12 Ağustos'ta lig startını veren Galatasaray, 26 Eylül'de başkan Özhan Canaydın'ın ameliyat olduğu güne kadar oynadığı ( Koprivnica ve ilk Sion maçı dahil) 3'ü Avrupa, 6'sı Türkiye olmak üzere toplam 9 maçta 7 galibiyet, 1 beraberlik bir de yenilgi aldı.
Galatasaray'ın oynadığı futbol keyif veriyordu. Tıpkı Canaydın gibi Türk futbolunun dünyadaki en değerli temsilcisi Şenes Erzik de "Galatasaray UEFA Kupası'nda bu futboluyla final oynar" görüşündeydi. Canaydın ameliyat sonrası dinlenmeye çekildikten itibaren Galatasaray da futbol olarak gerilemeye başladı. Ve oynanan 5'i lig, 3'ü Avrupa olmak üzere toplam 8 maçta Galatasaray 3 galibiyet, 3 beraberlik 2 de yenilgi aldı.
Sonuçlardan çok Galatasaray'ın oynadığı kişiliksiz futbol tartışılmaya başladı. Bu değişimin nedeni neydi?
Canaydın'ın istirahate çekilmesinden sonra Galatasaray içinde bir otorite zaafı yaşanmaya ve her kafadan bir ses çıkmaya başladı. Kalli'nin, Beşiktaş maçı öncesi sadece yardımcılarının raporlarına dayanarak, hiçbir karşılıklı görüşme yapmadan Alman mantığıyla tek taraflı uyguladığı infaz sonucu Lincoln-Hakan Şükür ikilisini kadro dışı bırakması takımın ayarını ve havasını bozdu.
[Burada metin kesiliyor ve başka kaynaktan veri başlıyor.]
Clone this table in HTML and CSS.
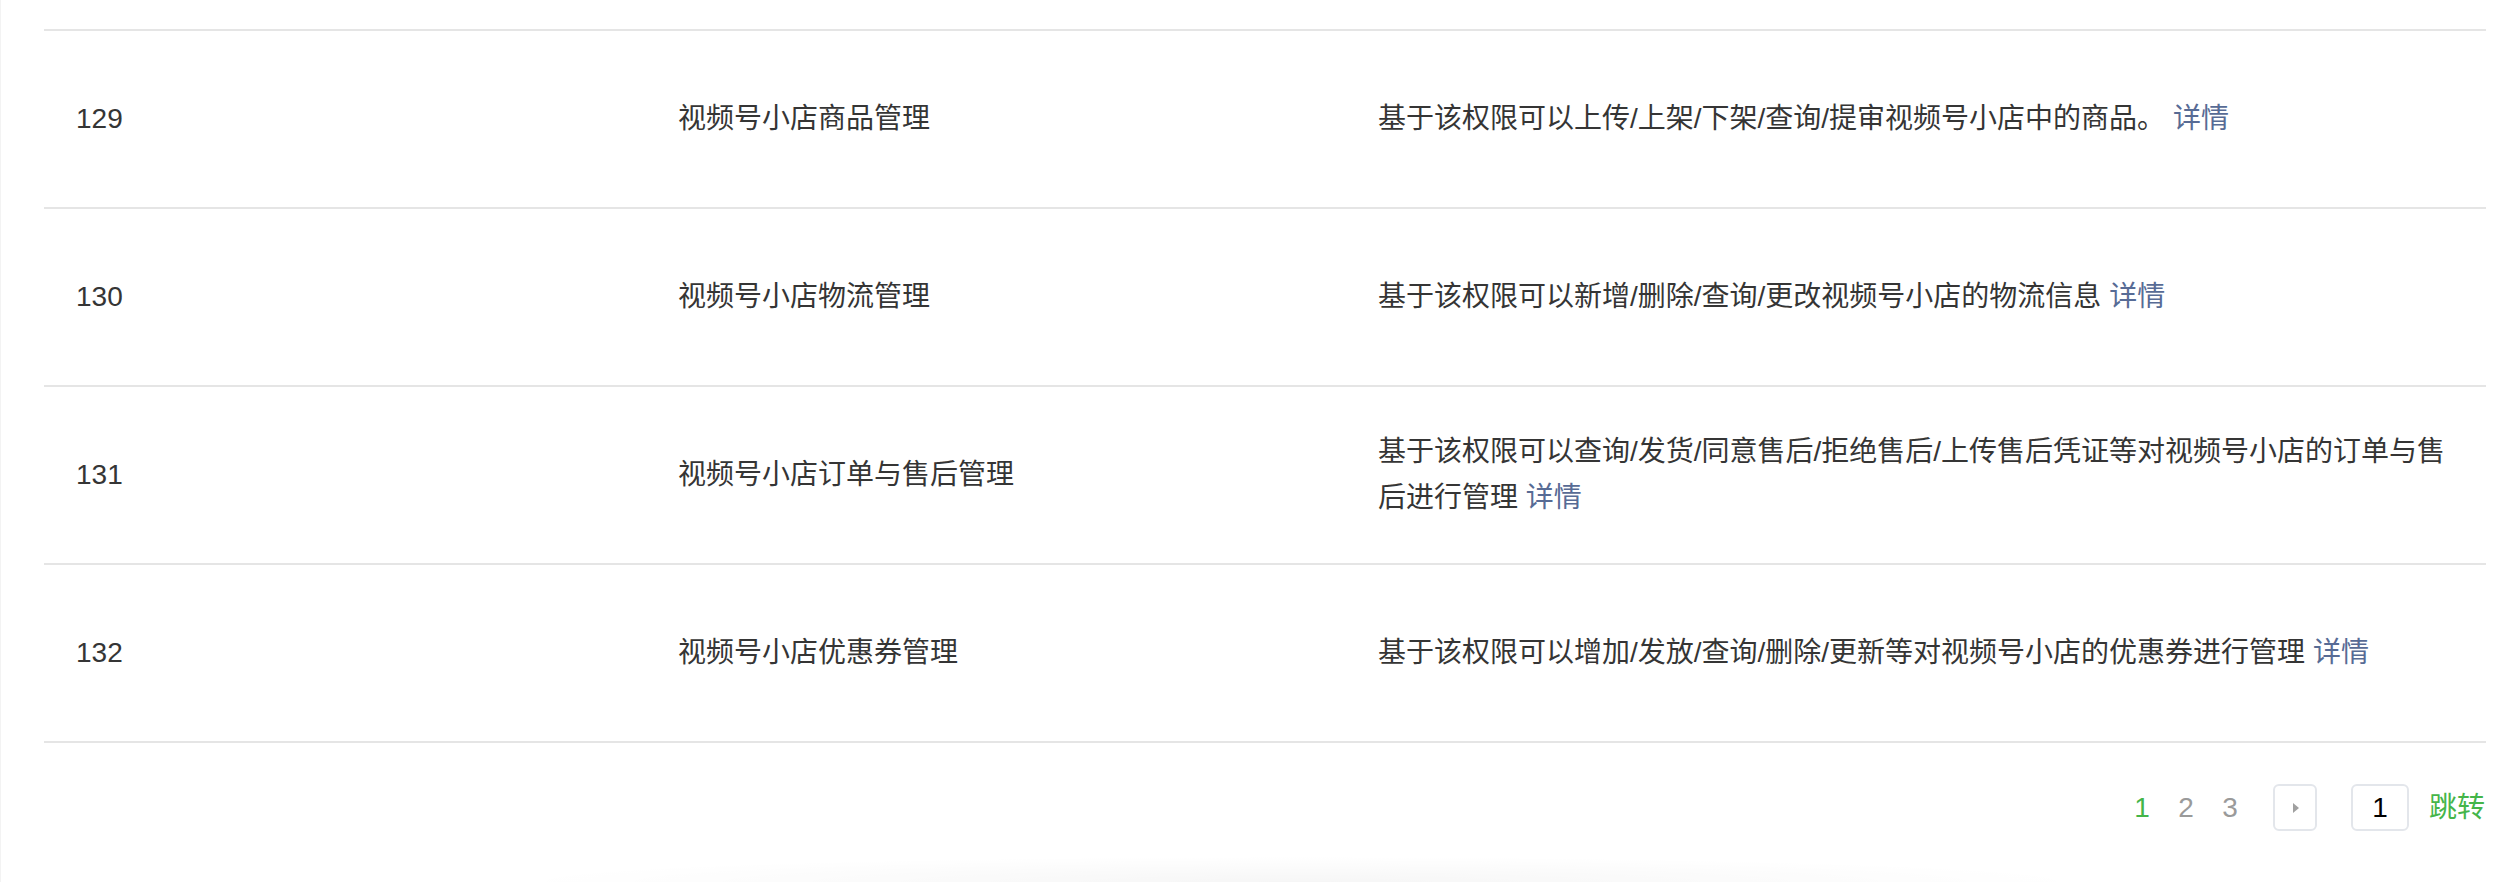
FILE: index.html
```html
<!DOCTYPE html>
<html lang="zh-CN">
<head>
<meta charset="utf-8">
<title>权限列表</title>
<link rel="stylesheet" href="styles.css">
</head>
<body>
<div class="page">
  <div class="table">
    <div class="row">
      <div class="cell c-id">129</div>
      <div class="cell c-name">视频号小店商品管理</div>
      <div class="cell c-desc">基于该权限可以上传/上架/下架/查询/提审视频号小店中的商品。 <a class="link" href="#">详情</a></div>
    </div>
    <div class="row">
      <div class="cell c-id">130</div>
      <div class="cell c-name">视频号小店物流管理</div>
      <div class="cell c-desc">基于该权限可以新增/删除/查询/更改视频号小店的物流信息 <a class="link" href="#">详情</a></div>
    </div>
    <div class="row">
      <div class="cell c-id">131</div>
      <div class="cell c-name">视频号小店订单与售后管理</div>
      <div class="cell c-desc">基于该权限可以查询/发货/同意售后/拒绝售后/上传售后凭证等对视频号小店的订单与售后进行管理 <a class="link" href="#">详情</a></div>
    </div>
    <div class="row">
      <div class="cell c-id">132</div>
      <div class="cell c-name">视频号小店优惠券管理</div>
      <div class="cell c-desc">基于该权限可以增加/发放/查询/删除/更新等对视频号小店的优惠券进行管理 <a class="link" href="#">详情</a></div>
    </div>
  </div>
  <div class="pager">
    <span class="num current">1</span>
    <span class="num">2</span>
    <span class="num">3</span>
    <span class="next"><span class="tri"></span></span>
    <span class="goto">1</span>
    <a class="jump" href="#">跳转</a>
  </div>
</div>
<div class="footer-shadow"></div>
</body>
</html>
```
FILE: styles.css
```css
html, body {
  margin: 0;
  padding: 0;
  background: #ffffff;
}

html {
  height: 882px;
  overflow: hidden;
}

body {
  font-family: "Liberation Sans", "Noto Sans CJK SC", sans-serif;
  font-size: 28px;
  color: #353535;
  overflow: hidden;
  height: 882px;
  position: relative;
  border-left: 1px solid #f3f3f3;
  box-sizing: border-box;
}

.page {
  padding: 29px 0 0 43px;
  width: 2442px;
}

.table {
  border-bottom: 2px solid #e5e5e5;
}

.row {
  display: grid;
  grid-template-columns: 602px 700px 1fr;
  height: 178px;
  box-sizing: border-box;
  border-top: 2px solid #e5e5e5;
  align-items: center;
}

.cell {
  padding: 0 32px;
  line-height: 46px;
}

.c-desc {
  padding-right: 28px;
}

.link {
  color: #576b95;
  text-decoration: none;
}

.pager {
  display: flex;
  justify-content: flex-end;
  align-items: center;
  margin-top: 41px;
  height: 47px;
  padding-right: 1px;
}

.num {
  width: 44px;
  text-align: center;
  color: #9a9a9a;
  line-height: 47px;
}

.num.current {
  color: #44b549;
}

.next {
  margin-left: 21px;
  width: 44px;
  height: 47px;
  box-sizing: border-box;
  border: 2px solid #e3e6eb;
  border-radius: 6px;
  display: flex;
  align-items: center;
  justify-content: center;
}

.tri {
  width: 0;
  height: 0;
  border-top: 5px solid transparent;
  border-bottom: 5px solid transparent;
  border-left: 6px solid #a0a0a0;
  margin-left: 2px;
}

.goto {
  margin-left: 34px;
  width: 58px;
  height: 47px;
  box-sizing: border-box;
  border: 2px solid #e3e6eb;
  border-radius: 6px;
  color: #000000;
  text-align: center;
  line-height: 43px;
}

.jump {
  margin-left: 20px;
  color: #44b549;
  text-decoration: none;
  line-height: 47px;
}

.footer-shadow {
  position: absolute;
  left: 500px;
  width: 1600px;
  bottom: 0;
  height: 26px;
  background: radial-gradient(ellipse 50% 100% at 50% 100%, rgba(0, 0, 0, 0.035), rgba(0, 0, 0, 0) 100%);
}
```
Ardından elektriği icat eden Edison gibi futbolu yeniden icat etmeye kalkan Kalli'nin kadro üzerinde sık deney yapmaya kalkması Galatasaray'daki sevgi, saygı ve güven ortamını da çökertti.
Canaydın'ın yokluğunda yük Adnan Polat'ın sırtına bindi. Futbol takımında yaşananlar buz dağının görünen yüzüydü. Oysa Polat, görünmeyen yüzüyle uğraşıyordu. Takımda yaşanan krizin baş sorumlusu Kalli'ydi. Onu da Polat getirmişti. Ama Kalli'nin davranışları Polat'ı bile çileden çıkarmaya başladı. Hatta Polat, Kalli'nin yanlışlarına dayanamayıp G.Antep maçının devre arasında soyunma odasına girip, " Ne oluyor? " diye kükredi. Polat'ın çevresine, " Özhan beyi arıyoruz. O olsa bu sorunları yaşamazdık" dediğini biliyorum.
TEK FORMÜL VAR
Galatasaray'ın ezeli rakibi Fenerbahçe, ligde sallantılı günler yaşasa da Avrupa'da fırtına gibi esiyor. Başkan Canaydın'ın yokluğunda bunalımlı günler yaşayan ve UEFA Kupası'nda final oynayacağı düşünülen Galatasaray gruptan çıkamama tehlikesi yaşıyor. Fenerbahçe'deki değişim ve başarının mimarı Sayın Aziz Yıldırım'dır. Fenerbahçe'de Aziz Bey'in bilgisi olmadan hiçbir yönetici, futbolcu hatta teknik adam kafasına göre hareket edemez. Aziz bey iki veya üç ay kulübün başında olmasın, Fenerbahçe de benzer sıkıntılar yaşar.
Çünkü Türkiye'deki kulüplerde başkanlık sistemi geçerlidir. Çünkü Türkiye bir Akdeniz ülkesidir.. İtalya ve İspanya gibi Akdeniz ülkelerinde de başkanlık sistemi vardır ve medyada daha çok başkanlar manşete çıkar.
Başkanın futbolcu, teknik adam üzerinde yaratacağı otoriteyi hiç bir yönetici yaratamaz. Galatasaray'ın bunalımlı günlerden çıkışının tek formülü başkan Özhan Canaydın'ın bir an önce iş başı yapmasıdır.